Write out the full listing exactly as given, minus the images.
○ ○ ○
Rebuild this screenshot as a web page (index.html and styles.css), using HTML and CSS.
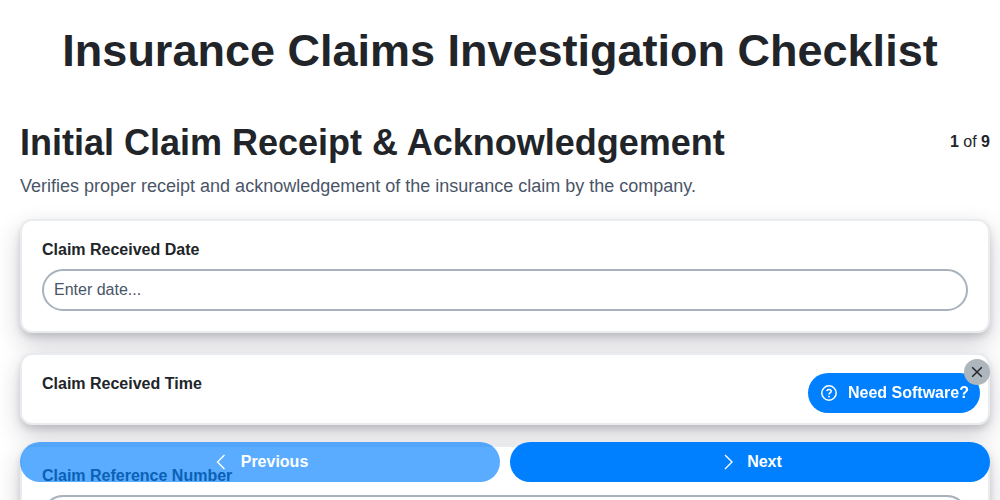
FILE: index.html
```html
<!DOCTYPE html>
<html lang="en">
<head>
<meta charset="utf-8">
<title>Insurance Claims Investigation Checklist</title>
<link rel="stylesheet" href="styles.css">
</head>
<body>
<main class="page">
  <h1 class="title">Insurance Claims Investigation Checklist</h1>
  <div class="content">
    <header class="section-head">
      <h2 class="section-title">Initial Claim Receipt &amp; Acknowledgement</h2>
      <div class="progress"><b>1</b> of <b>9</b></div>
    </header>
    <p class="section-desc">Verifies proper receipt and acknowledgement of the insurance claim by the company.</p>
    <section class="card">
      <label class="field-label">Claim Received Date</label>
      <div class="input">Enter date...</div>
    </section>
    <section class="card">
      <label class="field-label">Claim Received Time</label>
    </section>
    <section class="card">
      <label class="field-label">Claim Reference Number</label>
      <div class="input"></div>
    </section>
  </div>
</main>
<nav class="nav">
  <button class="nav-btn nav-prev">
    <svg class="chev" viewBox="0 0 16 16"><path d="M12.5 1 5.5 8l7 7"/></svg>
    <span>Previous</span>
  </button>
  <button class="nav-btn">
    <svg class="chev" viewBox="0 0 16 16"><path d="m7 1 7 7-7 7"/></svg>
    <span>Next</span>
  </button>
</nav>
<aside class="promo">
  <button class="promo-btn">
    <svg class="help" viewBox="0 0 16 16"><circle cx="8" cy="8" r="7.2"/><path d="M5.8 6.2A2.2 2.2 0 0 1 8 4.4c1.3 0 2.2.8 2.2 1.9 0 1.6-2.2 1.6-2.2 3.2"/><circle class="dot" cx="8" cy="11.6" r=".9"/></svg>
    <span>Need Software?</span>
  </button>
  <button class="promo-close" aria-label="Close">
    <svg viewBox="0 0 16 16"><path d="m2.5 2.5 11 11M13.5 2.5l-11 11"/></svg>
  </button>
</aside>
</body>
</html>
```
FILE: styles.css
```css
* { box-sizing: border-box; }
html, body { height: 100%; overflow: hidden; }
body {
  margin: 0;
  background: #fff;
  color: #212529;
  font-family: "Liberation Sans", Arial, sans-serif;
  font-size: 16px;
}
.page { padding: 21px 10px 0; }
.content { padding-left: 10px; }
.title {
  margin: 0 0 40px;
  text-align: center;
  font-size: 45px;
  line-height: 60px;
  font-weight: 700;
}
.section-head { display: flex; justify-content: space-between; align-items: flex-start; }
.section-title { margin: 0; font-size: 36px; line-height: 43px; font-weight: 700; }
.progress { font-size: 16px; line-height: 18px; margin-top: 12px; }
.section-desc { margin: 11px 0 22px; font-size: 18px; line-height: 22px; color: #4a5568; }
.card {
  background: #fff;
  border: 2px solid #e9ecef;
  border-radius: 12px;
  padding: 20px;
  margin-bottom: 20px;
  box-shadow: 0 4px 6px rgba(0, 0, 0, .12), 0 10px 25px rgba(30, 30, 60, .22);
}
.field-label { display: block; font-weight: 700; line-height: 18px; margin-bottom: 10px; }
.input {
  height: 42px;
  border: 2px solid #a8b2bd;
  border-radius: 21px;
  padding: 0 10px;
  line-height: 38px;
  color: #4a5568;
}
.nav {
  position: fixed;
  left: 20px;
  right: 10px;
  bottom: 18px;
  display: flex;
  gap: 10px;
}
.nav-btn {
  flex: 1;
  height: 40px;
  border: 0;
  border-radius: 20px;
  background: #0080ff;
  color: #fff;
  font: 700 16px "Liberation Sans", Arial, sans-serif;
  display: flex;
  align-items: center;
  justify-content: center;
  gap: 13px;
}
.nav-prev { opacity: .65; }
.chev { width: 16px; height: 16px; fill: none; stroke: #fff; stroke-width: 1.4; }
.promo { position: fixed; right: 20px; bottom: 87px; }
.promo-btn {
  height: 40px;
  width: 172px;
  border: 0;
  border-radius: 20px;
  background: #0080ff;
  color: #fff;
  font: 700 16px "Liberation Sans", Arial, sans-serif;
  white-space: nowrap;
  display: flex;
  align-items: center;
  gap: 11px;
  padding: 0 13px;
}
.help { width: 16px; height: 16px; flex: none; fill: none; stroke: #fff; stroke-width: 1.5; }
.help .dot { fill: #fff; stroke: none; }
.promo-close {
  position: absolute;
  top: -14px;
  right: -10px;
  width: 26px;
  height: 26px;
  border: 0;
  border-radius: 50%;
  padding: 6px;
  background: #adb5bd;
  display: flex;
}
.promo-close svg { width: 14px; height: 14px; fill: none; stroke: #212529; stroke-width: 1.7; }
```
○ ○ ○
Task solution ->
Rebuild this screenshot as a web page (index.html and styles.css), using HTML and CSS.
FILE: index.html
```html
<!DOCTYPE html>
<html lang="en">
<head>
<meta charset="utf-8">
<title>Insurance Claims Investigation Checklist</title>
<link rel="stylesheet" href="styles.css">
</head>
<body>
<main class="page">
  <h1 class="title">Insurance Claims Investigation Checklist</h1>
  <div class="content">
    <header class="section-head">
      <h2 class="section-title">Initial Claim Receipt &amp; Acknowledgement</h2>
      <div class="progress"><b>1</b> of <b>9</b></div>
    </header>
    <p class="section-desc">Verifies proper receipt and acknowledgement of the insurance claim by the company.</p>
    <section class="card">
      <label class="field-label">Claim Received Date</label>
      <div class="input">Enter date...</div>
    </section>
    <section class="card">
      <label class="field-label">Claim Received Time</label>
    </section>
    <section class="card">
      <label class="field-label">Claim Reference Number</label>
      <div class="input"></div>
    </section>
  </div>
</main>
<nav class="nav">
  <button class="nav-btn nav-prev">
    <svg class="chev" viewBox="0 0 16 16"><path d="M12.5 1 5.5 8l7 7"/></svg>
    <span>Previous</span>
  </button>
  <button class="nav-btn">
    <svg class="chev" viewBox="0 0 16 16"><path d="m7 1 7 7-7 7"/></svg>
    <span>Next</span>
  </button>
</nav>
<aside class="promo">
  <button class="promo-btn">
    <svg class="help" viewBox="0 0 16 16"><circle cx="8" cy="8" r="7.2"/><path d="M5.8 6.2A2.2 2.2 0 0 1 8 4.4c1.3 0 2.2.8 2.2 1.9 0 1.6-2.2 1.6-2.2 3.2"/><circle class="dot" cx="8" cy="11.6" r=".9"/></svg>
    <span>Need Software?</span>
  </button>
  <button class="promo-close" aria-label="Close">
    <svg viewBox="0 0 16 16"><path d="m2.5 2.5 11 11M13.5 2.5l-11 11"/></svg>
  </button>
</aside>
</body>
</html>
```
FILE: styles.css
```css
* { box-sizing: border-box; }
html, body { height: 100%; overflow: hidden; }
body {
  margin: 0;
  background: #fff;
  color: #212529;
  font-family: "Liberation Sans", Arial, sans-serif;
  font-size: 16px;
}
.page { padding: 21px 10px 0; }
.content { padding-left: 10px; }
.title {
  margin: 0 0 40px;
  text-align: center;
  font-size: 45px;
  line-height: 60px;
  font-weight: 700;
}
.section-head { display: flex; justify-content: space-between; align-items: flex-start; }
.section-title { margin: 0; font-size: 36px; line-height: 43px; font-weight: 700; }
.progress { font-size: 16px; line-height: 18px; margin-top: 12px; }
.section-desc { margin: 11px 0 22px; font-size: 18px; line-height: 22px; color: #4a5568; }
.card {
  background: #fff;
  border: 2px solid #e9ecef;
  border-radius: 12px;
  padding: 20px;
  margin-bottom: 20px;
  box-shadow: 0 4px 6px rgba(0, 0, 0, .12), 0 10px 25px rgba(30, 30, 60, .22);
}
.field-label { display: block; font-weight: 700; line-height: 18px; margin-bottom: 10px; }
.input {
  height: 42px;
  border: 2px solid #a8b2bd;
  border-radius: 21px;
  padding: 0 10px;
  line-height: 38px;
  color: #4a5568;
}
.nav {
  position: fixed;
  left: 20px;
  right: 10px;
  bottom: 18px;
  display: flex;
  gap: 10px;
}
.nav-btn {
  flex: 1;
  height: 40px;
  border: 0;
  border-radius: 20px;
  background: #0080ff;
  color: #fff;
  font: 700 16px "Liberation Sans", Arial, sans-serif;
  display: flex;
  align-items: center;
  justify-content: center;
  gap: 13px;
}
.nav-prev { opacity: .65; }
.chev { width: 16px; height: 16px; fill: none; stroke: #fff; stroke-width: 1.4; }
.promo { position: fixed; right: 20px; bottom: 87px; }
.promo-btn {
  height: 40px;
  width: 172px;
  border: 0;
  border-radius: 20px;
  background: #0080ff;
  color: #fff;
  font: 700 16px "Liberation Sans", Arial, sans-serif;
  white-space: nowrap;
  display: flex;
  align-items: center;
  gap: 11px;
  padding: 0 13px;
}
.help { width: 16px; height: 16px; flex: none; fill: none; stroke: #fff; stroke-width: 1.5; }
.help .dot { fill: #fff; stroke: none; }
.promo-close {
  position: absolute;
  top: -14px;
  right: -10px;
  width: 26px;
  height: 26px;
  border: 0;
  border-radius: 50%;
  padding: 6px;
  background: #adb5bd;
  display: flex;
}
.promo-close svg { width: 14px; height: 14px; fill: none; stroke: #212529; stroke-width: 1.7; }
```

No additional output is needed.